Automated extraction of behaviour model of applications
Highly replicated cloud applications are deployed only when they are deemed to be functional. That is, they generally perform their task and their failure rate is relatively low. However, even though failure is rare, it does occur and is very difficult to diagnose. We devise a tool for failure diagnosis which learns the normal behavior of an application in terms of the statistical properties of variables used throughout its execution, and then monitors it for deviation from these statistical properties. Our study reveals that many variables have unique statistical characteristics that amount to an invariant of the program. Therefore, any significant deviation from these characteristics reflects an abnormal behavior of the application which may be caused by a program error.
It is not possible to get the invariant from the application's static code analysis alone. For example, the name of a person usually does not include a semicolon; however, an intruder may try to do a SQL injection (which will include a semicolon) through the `name' field while entering his information and be successful if there is no checking for this case. This scenario can only be captured at runtime and may not be tested by the application developer. The character range of the `name' variable is one of its statistical properties; by learning this range from the execution of the application it is possible to detect the above described abnormal input. Hence, monitoring the statistics of values taken by the different variables of an application is an effective way to detect anomalies that can help to diagnose the failure of the application.

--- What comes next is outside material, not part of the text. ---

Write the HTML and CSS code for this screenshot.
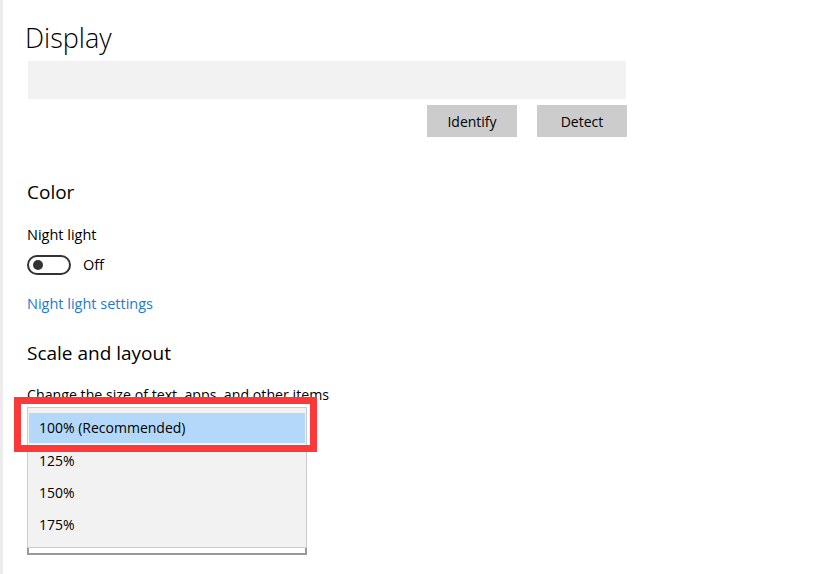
FILE: index.html
```html
<!DOCTYPE html>
<html>
<head>
<meta charset="utf-8">
<link rel="stylesheet" href="styles.css">
</head>
<body>
<div class="page">
  <div class="strip"></div>
  <main class="content">
    <h1 class="title">Display</h1>
    <div class="preview"></div>
    <div class="btn-row">
      <button class="btn">Identify</button>
      <button class="btn">Detect</button>
    </div>
    <h2 class="section">Color</h2>
    <div class="label label-night">Night light</div>
    <div class="toggle-row">
      <span class="toggle"><span class="knob"></span></span>
      <span class="toggle-text">Off</span>
    </div>
    <a class="link">Night light settings</a>
    <h2 class="section section-scale">Scale and layout</h2>
    <div class="label label-change">Change the size of text, apps, and other items</div>
    <div class="combo">
      <div class="popup">
        <div class="item selected">100% (Recommended)</div>
        <div class="item">125%</div>
        <div class="item">150%</div>
        <div class="item">175%</div>
      </div>
      <div class="combo-base"></div>
      <div class="highlight"></div>
    </div>
  </main>
</div>
</body>
</html>
```
FILE: styles.css
```css
html, body {
  margin: 0;
  padding: 0;
  background: #ffffff;
}
body {
  font-family: "Open Sans", "Noto Sans", "Liberation Sans", sans-serif;
  color: #000;
  width: 818px;
  height: 574px;
  overflow: hidden;
}
.page {
  display: flex;
  height: 574px;
}
.strip {
  width: 3px;
  background: #ececec;
  flex: none;
}
.content {
  padding-left: 24px;
  width: 600px;
  display: flex;
  flex-direction: column;
  align-items: flex-start;
}
.title {
  margin: 20px 0 0 -2px;
  font-size: 27px;
  font-weight: 300;
  line-height: 36px;
}
.preview {
  margin: 5px 0 0 1px;
  width: 598px;
  height: 38px;
  background: #f2f2f2;
}
.btn-row {
  margin-top: 6px;
  align-self: stretch;
  display: flex;
  justify-content: flex-end;
  gap: 20px;
}
.btn {
  width: 90px;
  height: 32px;
  border: none;
  background: #cccccc;
  font-family: inherit;
  font-size: 14px;
  color: #000;
  padding: 0;
}
.section {
  margin: 41px 0 0 0;
  font-size: 19px;
  font-weight: 400;
  line-height: 28px;
}
.label {
  font-size: 14.5px;
  line-height: 20px;
}
.label-night {
  margin-top: 19px;
}
.toggle-row {
  margin-top: 10px;
  display: flex;
  align-items: center;
  gap: 12px;
  height: 20px;
}
.toggle {
  box-sizing: border-box;
  width: 44px;
  height: 20px;
  border: 2px solid #333;
  border-radius: 10px;
  display: flex;
  align-items: center;
  padding-left: 4px;
}
.knob {
  width: 10px;
  height: 10px;
  border-radius: 50%;
  background: #333;
}
.toggle-text {
  font-size: 14.5px;
  line-height: 20px;
}
.link {
  margin-top: 19px;
  font-size: 14.5px;
  line-height: 20px;
  color: #1d7bd0;
}
.section-scale {
  margin-top: 25px;
}
.label-change {
  margin-top: 18px;
  font-size: 14.2px;
}
.combo {
  position: relative;
  margin-top: 2px;
  width: 280px;
}
.popup {
  box-sizing: border-box;
  width: 280px;
  background: #f2f2f2;
  border: 1px solid #cccccc;
  padding: 5px 1px 6px;
}
.item {
  height: 32px;
  padding-left: 10px;
  font-size: 14px;
  line-height: 32px;
}
.selected {
  background: linear-gradient(#b3d8fa, #b3d8fa) top left / 100% 30px no-repeat;
  line-height: 30px;
}
.combo-base {
  box-sizing: border-box;
  width: 280px;
  height: 7px;
  border: 2px solid #999999;
  border-top: none;
  background: #fff;
}
.highlight {
  position: absolute;
  left: -13px;
  top: -10px;
  width: 303px;
  height: 55px;
  box-sizing: border-box;
  border: 7px solid #fd3838;
}
```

We build a tool that collects frequent snapshots of the application's heap and build a statistical model solely from the extensional knowledge of the application. The model characterizes the application's normal behavior. According to our literature studies, we are the first to design a monitoring tool that collects frequent snapshots in term of Java heap dump and use it to determine the application's behavior model without relying on any prior expected-behavior's specification or code instrumentation.

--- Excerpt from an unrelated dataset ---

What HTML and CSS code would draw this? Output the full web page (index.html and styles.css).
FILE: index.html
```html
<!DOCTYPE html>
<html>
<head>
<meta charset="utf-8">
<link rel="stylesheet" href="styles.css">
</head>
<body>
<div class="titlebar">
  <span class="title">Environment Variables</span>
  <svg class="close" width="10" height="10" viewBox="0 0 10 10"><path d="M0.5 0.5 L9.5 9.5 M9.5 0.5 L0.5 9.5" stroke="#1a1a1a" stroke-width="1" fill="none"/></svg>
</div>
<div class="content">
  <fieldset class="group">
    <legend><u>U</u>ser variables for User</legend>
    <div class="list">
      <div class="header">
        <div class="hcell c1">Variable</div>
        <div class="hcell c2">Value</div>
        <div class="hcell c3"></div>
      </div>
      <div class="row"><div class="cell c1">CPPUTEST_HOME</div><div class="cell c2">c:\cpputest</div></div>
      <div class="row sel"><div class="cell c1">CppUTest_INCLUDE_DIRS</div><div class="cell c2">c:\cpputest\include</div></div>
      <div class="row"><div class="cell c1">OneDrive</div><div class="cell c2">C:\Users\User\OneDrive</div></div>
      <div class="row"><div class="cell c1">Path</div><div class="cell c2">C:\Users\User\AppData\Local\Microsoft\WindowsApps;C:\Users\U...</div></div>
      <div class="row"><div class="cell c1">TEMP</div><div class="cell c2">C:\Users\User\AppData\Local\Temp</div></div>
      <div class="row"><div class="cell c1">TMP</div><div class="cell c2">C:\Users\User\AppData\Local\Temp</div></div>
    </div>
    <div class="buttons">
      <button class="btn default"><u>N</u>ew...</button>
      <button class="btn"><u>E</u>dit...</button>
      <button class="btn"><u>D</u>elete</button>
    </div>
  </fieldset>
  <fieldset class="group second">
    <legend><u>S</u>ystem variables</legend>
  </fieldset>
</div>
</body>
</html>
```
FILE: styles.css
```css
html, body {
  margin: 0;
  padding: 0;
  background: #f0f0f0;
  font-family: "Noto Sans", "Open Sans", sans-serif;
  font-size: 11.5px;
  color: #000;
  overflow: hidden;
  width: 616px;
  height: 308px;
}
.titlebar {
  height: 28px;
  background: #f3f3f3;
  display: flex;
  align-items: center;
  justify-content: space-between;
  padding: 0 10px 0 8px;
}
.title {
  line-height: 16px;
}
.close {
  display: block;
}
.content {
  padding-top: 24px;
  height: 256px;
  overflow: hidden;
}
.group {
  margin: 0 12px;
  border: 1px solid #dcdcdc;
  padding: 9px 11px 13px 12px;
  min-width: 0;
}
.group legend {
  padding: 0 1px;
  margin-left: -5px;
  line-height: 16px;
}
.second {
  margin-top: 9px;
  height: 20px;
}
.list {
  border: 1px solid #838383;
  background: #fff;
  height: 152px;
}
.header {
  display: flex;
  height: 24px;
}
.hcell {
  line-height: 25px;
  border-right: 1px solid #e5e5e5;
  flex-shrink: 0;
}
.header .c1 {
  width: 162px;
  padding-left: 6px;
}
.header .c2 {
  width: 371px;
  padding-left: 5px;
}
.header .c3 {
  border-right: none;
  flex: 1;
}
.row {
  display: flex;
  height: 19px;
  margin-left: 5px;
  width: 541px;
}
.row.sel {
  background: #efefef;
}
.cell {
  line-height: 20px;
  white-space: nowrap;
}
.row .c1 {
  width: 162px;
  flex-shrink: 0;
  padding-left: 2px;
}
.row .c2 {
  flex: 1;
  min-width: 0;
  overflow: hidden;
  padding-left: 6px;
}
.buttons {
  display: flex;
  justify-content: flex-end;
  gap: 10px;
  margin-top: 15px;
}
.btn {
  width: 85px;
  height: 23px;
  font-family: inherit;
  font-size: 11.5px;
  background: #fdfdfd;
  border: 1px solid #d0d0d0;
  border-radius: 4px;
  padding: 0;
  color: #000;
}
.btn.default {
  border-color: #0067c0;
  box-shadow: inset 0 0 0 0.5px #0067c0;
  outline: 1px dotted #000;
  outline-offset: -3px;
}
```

Our approach allows a behavior model to be automatically and efficiently built using the monitoring data alone. We evaluate the correctness of our approach by applying it on an e-commerce application and online bidding system, and then derive different statistical properties of variables from their runtime-exhibited values. Our experimental result demonstrates 96% accuracy in the generated statistical model. The high accuracy level indicates that our tool can successfully determine the application's normal behavior without any prior knowledge of its expected behavior. Moreover, our tool also correctly detected two anomalous condition while monitoring the application with a small amount of injected fault. In addition to anomaly detection, our tool logs all the variables of the application that violates the learned model. The log _le can help to diagnose any failure caused by the variables and gives our tool a source-code granularity in fault localization.